Aaaaaaaa:ですね。子どもの頃は、自分の欲しいモノの絵を描いて、それを切り抜いて、ポケットに大切にしまっていました。たまにポケットから落っこちてしまうと、恥ずかしかったのを覚えています(笑)
――きっとポケットには、たくさんの絵がしまわれていたんでしょうね。いつ頃から絵を仕事にしようと考えはじめたんですか?
Aaaaaaaa:絵を描くのが得意だったから、周りに褒められることもあったけど、年齢が上がるにつれて「絵が描けるから何?」みたいなひねくれた気持ちが心のどこかに生まれて、高校生になる頃には絵に対する気持ちがなくなってしまったんですよね。
――ふむふむ。
Aaaaaaaa:ただその反面でファッションや美容、料理に興味を持ちはじめていたけど、それは周りに流されていた部分があって……。いざ進路を決めるときになったら、自分の中で今までとは変えていかなければいけない、レールは自分で敷かなくてはいけないという気持ちが芽生えて、今までは胸を張れていなかったけど、自信を持って「絵を描くのが好きだ」と言えるようになろう、絵を仕事にしようと思い、デザインの専門学校へ進むことにしました。
――専門学校を卒業してからは、すぐにフリーのペインターとして活動をスタートしたんですか?
Aaaaaaaa:そうですね。ただ、グラフィックやアートの本場の空気感を体感をしたかったし、それを作品に落とし込みたいと思ったから、ニューヨークとロンドンにまずは行きました。海外では人生初の路上ライブペイントや、自分の作品を持ってレコードショップやカフェ、美術館とかに売り込む活動を行って、その経験値を持ち帰ることで現在のスタイルを確立できました。
――海外のアートカルチャーは刺激的だったでしょうね。そういえば、スターバックスでライブペイントをしていましたよね?
Aaaaaaaa:やりましたね。コロナ禍で戦後初の長岡花火中止という事態になって、長岡県民が悲しんでいる状況を感じて、同じ長岡県民として何かできないかと考えていたときに、たまたまいい出会いがあり、長岡花火を題材に大きなガラス8枚分の絵を描かせてもらうことができました。
――ガラス8枚も……めちゃくちゃ大変そうですね(笑)
Aaaaaaaa:描ける時間が限られていたし、範囲が広かったからめちゃくちゃ大変でしたね(笑)。でも、長岡花火がなくて、ぽっかりと空いてしまった心を埋めるじゃないけど、いいタイミングで地元の長岡に貢献できたかなと思います。
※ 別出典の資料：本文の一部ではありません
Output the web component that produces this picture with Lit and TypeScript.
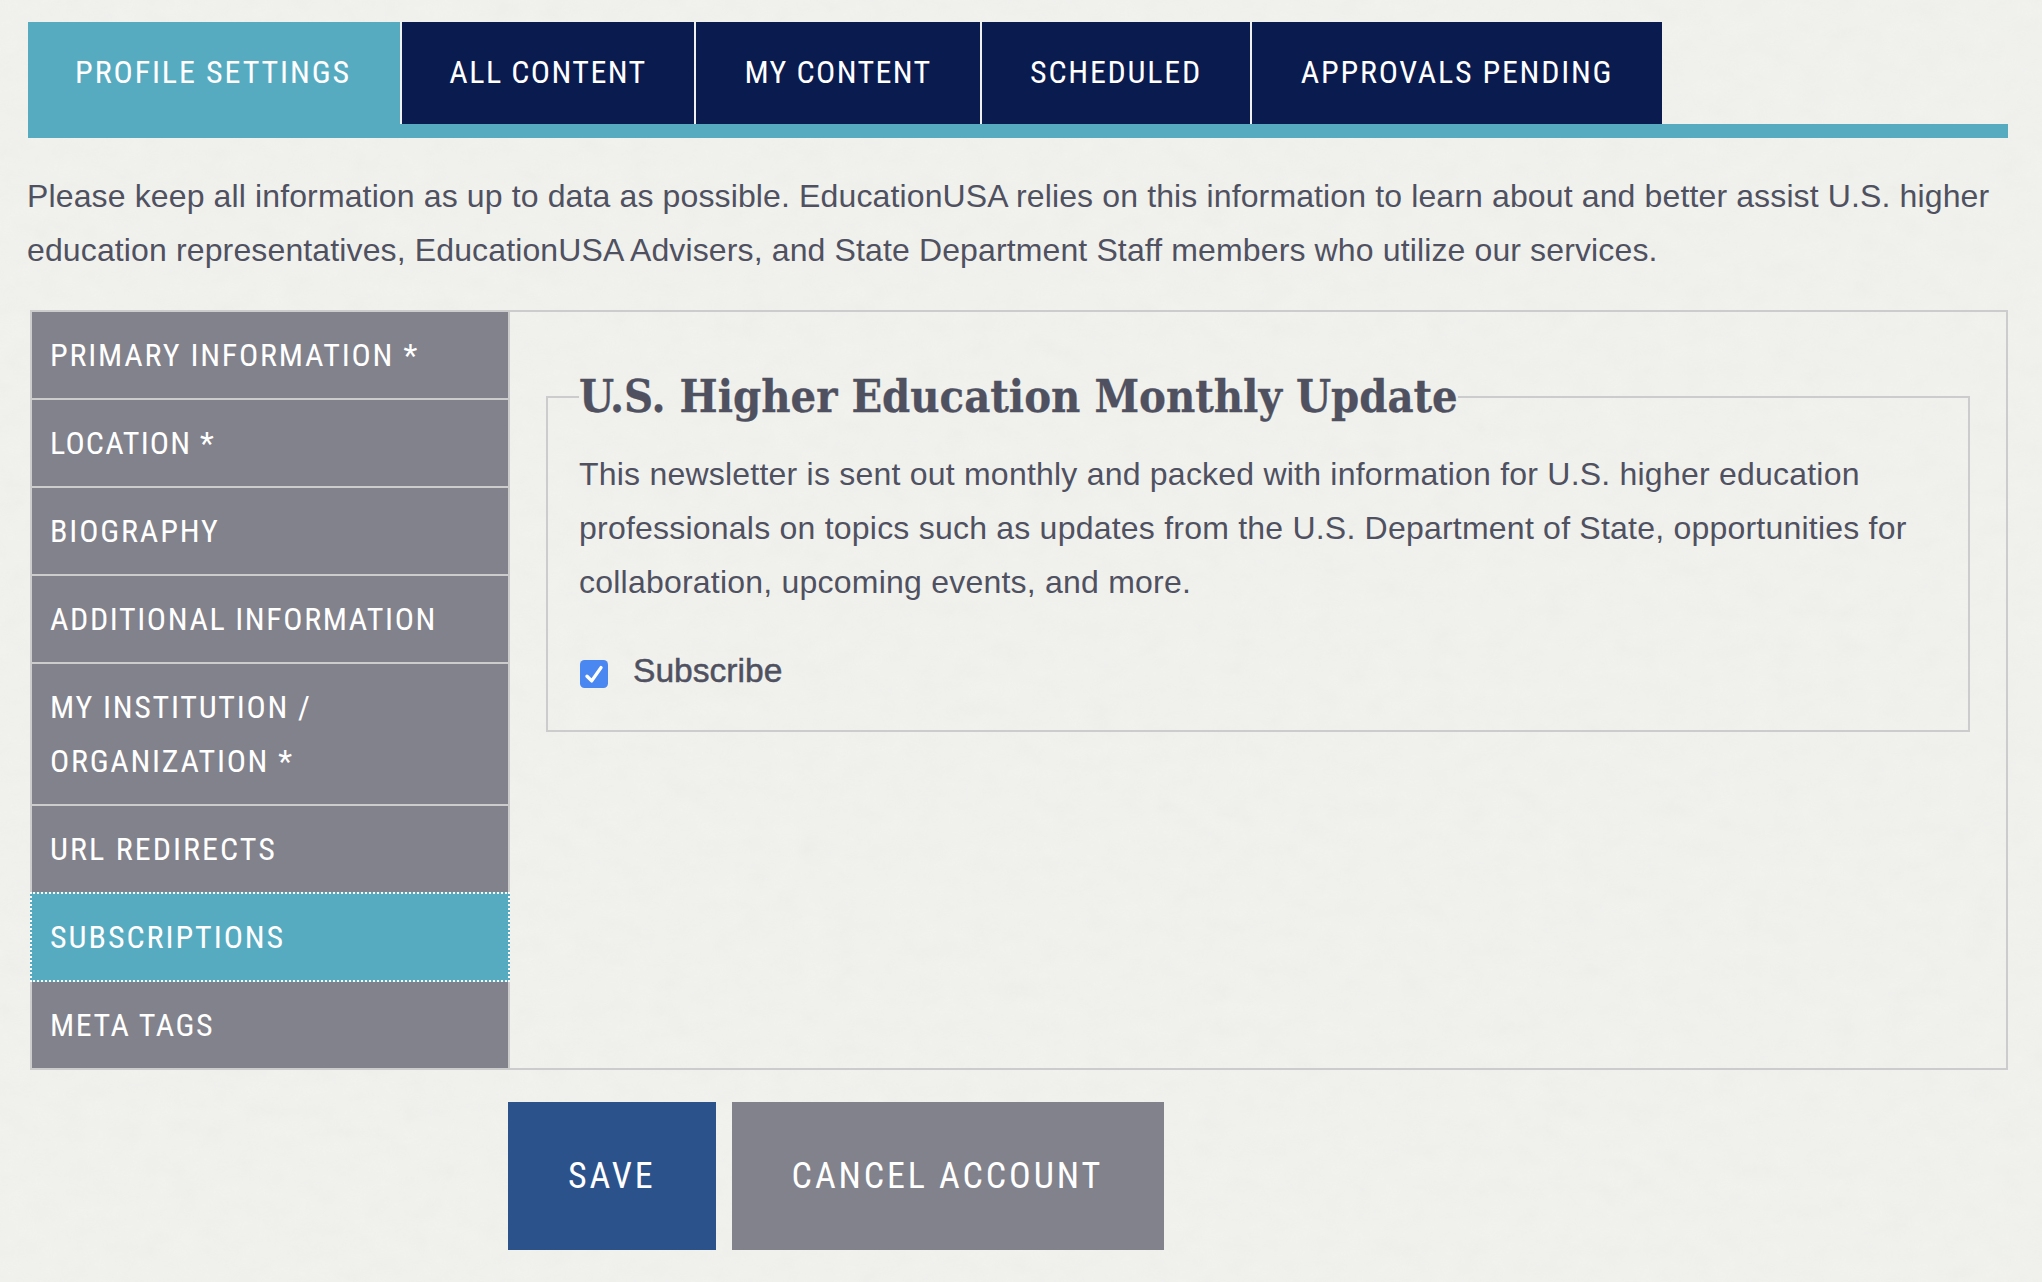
import { LitElement, html, css } from "lit";
import { customElement } from "lit/decorators.js";

const TABS = [
  { label: "PROFILE SETTINGS", width: 372, spacing: 1.9 },
  { label: "ALL CONTENT", width: 292, spacing: 1.43 },
  { label: "MY CONTENT", width: 284, spacing: 1.38 },
  { label: "SCHEDULED", width: 268, spacing: 1.75 },
  { label: "APPROVALS PENDING", width: 410, spacing: 1.75 },
];
const SIDE = [
  { label: "PRIMARY INFORMATION *", spacing: 1.8 },
  { label: "LOCATION *", spacing: 1.2 },
  { label: "BIOGRAPHY", spacing: 1.85 },
  { label: "ADDITIONAL INFORMATION", spacing: 1.61 },
  { label: "MY INSTITUTION / ORGANIZATION *", spacing: 1.72 },
  { label: "URL REDIRECTS", spacing: 2.05 },
  { label: "SUBSCRIPTIONS", spacing: 1.95 },
  { label: "META TAGS", spacing: 1.56 },
];

@customElement("app-root")
export class AppRoot extends LitElement {
  static styles = css`
    :host { display: block; position: relative; width: 2042px; height: 1282px; overflow: hidden; background: #f1f1ee; color: #4f5160; font-family: "Liberation Sans", Arial, sans-serif; }
    .noise { position: absolute; inset: 0; width: 100%; height: 100%; opacity: .04; pointer-events: none; }
    .page { position: relative; display: flex; flex-direction: column; padding: 22px 34px 0 28px; }
    .narrow { font-family: "Roboto Condensed", "Roboto", sans-serif; font-stretch: 75%; font-weight: 400; color: #fff; }
    .tabs { display: flex; gap: 2px; height: 102px; border-bottom: 14px solid #57abc1; }
    .tab { height: 102px; box-sizing: border-box; text-align: center; font-size: 32px; line-height: 100px; background: #0a1b4f; white-space: nowrap; }
    .tab.active { background: #57abc1; height: 116px; padding-right: 2px; }
    .intro { margin: 31px 0 0 -1px; font-size: 32px; line-height: 54px; letter-spacing: .13px; }
    .panel { display: flex; margin: 33px 0 0 2px; height: 760px; box-sizing: border-box; border: 2px solid #ccc; }
    .side { width: 478px; box-sizing: border-box; flex: none; display: flex; flex-direction: column; border-right: 2px solid #ccc; }
    .item { padding: 16px 18px; box-sizing: border-box; font-size: 32px; line-height: 54px; background: #82828c; border-bottom: 2px solid #ccc; }
    .item:last-child { border-bottom: 0; }
    .item.active { position: relative; width: 480px; height: 90px; margin: -2px 0 0 -2px; background: #57abc1; border: 2px dotted #fff; }
    .content { flex: 1; padding: 59px 36px 0 36px; }
    fieldset { margin: 0; padding: 0 32px 32px 32px; border: 2px solid #ccc; min-width: 0; }
    legend { margin-left: -1px; padding: 0; font-family: "DejaVu Serif Condensed", "DejaVu Serif", serif; font-weight: 700; font-size: 44.8px; line-height: 52px; color: #4f5160; -webkit-text-stroke: .3px #4f5160; }
    .body { margin: 24px 0 0 -1px; font-size: 32px; line-height: 54px; letter-spacing: .22px; }
    .check { display: flex; align-items: center; margin-top: 35px; gap: 25px; font-size: 33.6px; line-height: 54px; -webkit-text-stroke: .5px #4f5160; }
    .check svg { width: 28px; height: 28px; flex: none; margin-top: 6px; }
    .actions { display: flex; gap: 16px; margin: 32px 0 0 480px; }
    .btn { height: 148px; line-height: 148px; font-size: 36px; letter-spacing: 2.9px; padding: 0 61px 0 60px; background: #82828c; white-space: nowrap; }
    .btn.save { background: #2b528b; padding: 0 60px; }
  `;

  render() {
    return html`
      <svg class="noise" aria-hidden="true"><filter id="n"><feTurbulence type="fractalNoise" baseFrequency=".035 .05" numOctaves="4" seed="4"/><feColorMatrix type="saturate" values="0"/></filter><rect width="100%" height="100%" filter="url(#n)"/></svg>
      <div class="page">
        <nav class="tabs narrow">
          ${TABS.map((t, i) => html`<div class="tab ${i === 0 ? "active" : ""}" style="width:${t.width}px;letter-spacing:${t.spacing}px">${t.label}</div>`)}
        </nav>
        <p class="intro">Please keep all information as up to data as possible. EducationUSA relies on this information to learn about and better assist U.S. higher education representatives, EducationUSA Advisers, and State Department Staff members who utilize our services.</p>
        <section class="panel">
          <aside class="side narrow">
            ${SIDE.map((s) => html`<div class="item ${s.label === "SUBSCRIPTIONS" ? "active" : ""}" style="letter-spacing:${s.spacing}px">${s.label}</div>`)}
          </aside>
          <div class="content">
            <fieldset>
              <legend>U.S. Higher Education Monthly Update</legend>
              <p class="body">This newsletter is sent out monthly and packed with information for U.S. higher education professionals on topics such as updates from the U.S. Department of State, opportunities for collaboration, upcoming events, and more.</p>
              <label class="check">
                <svg viewBox="0 0 28 28"><rect width="28" height="28" rx="4.5" fill="#4b87f1"/><path d="M7 16.3l4.7 4.6L21 7.6" fill="none" stroke="#fff" stroke-width="3.4" stroke-linecap="round" stroke-linejoin="round"/></svg>
                Subscribe
              </label>
            </fieldset>
          </div>
        </section>
        <div class="actions narrow">
          <div class="btn save">SAVE</div>
          <div class="btn">CANCEL ACCOUNT</div>
        </div>
      </div>
    `;
  }
}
――ずっと心に残る活動になったことでしょうね。それでは最後に、これからやり遂げたいことや、チャレンジしてみたいことを教えてください。
Aaaaaaaa:絵を描くことを仕事にすると決めたとき、ノートに「世界で活躍するアーティスになる」と書き留めました。その目標を達成できるように、ファッションや建築など他ジャンルの知識や引き出しも増やして、「Aaaaaaaa」としての可能性を広げていきたいと思います。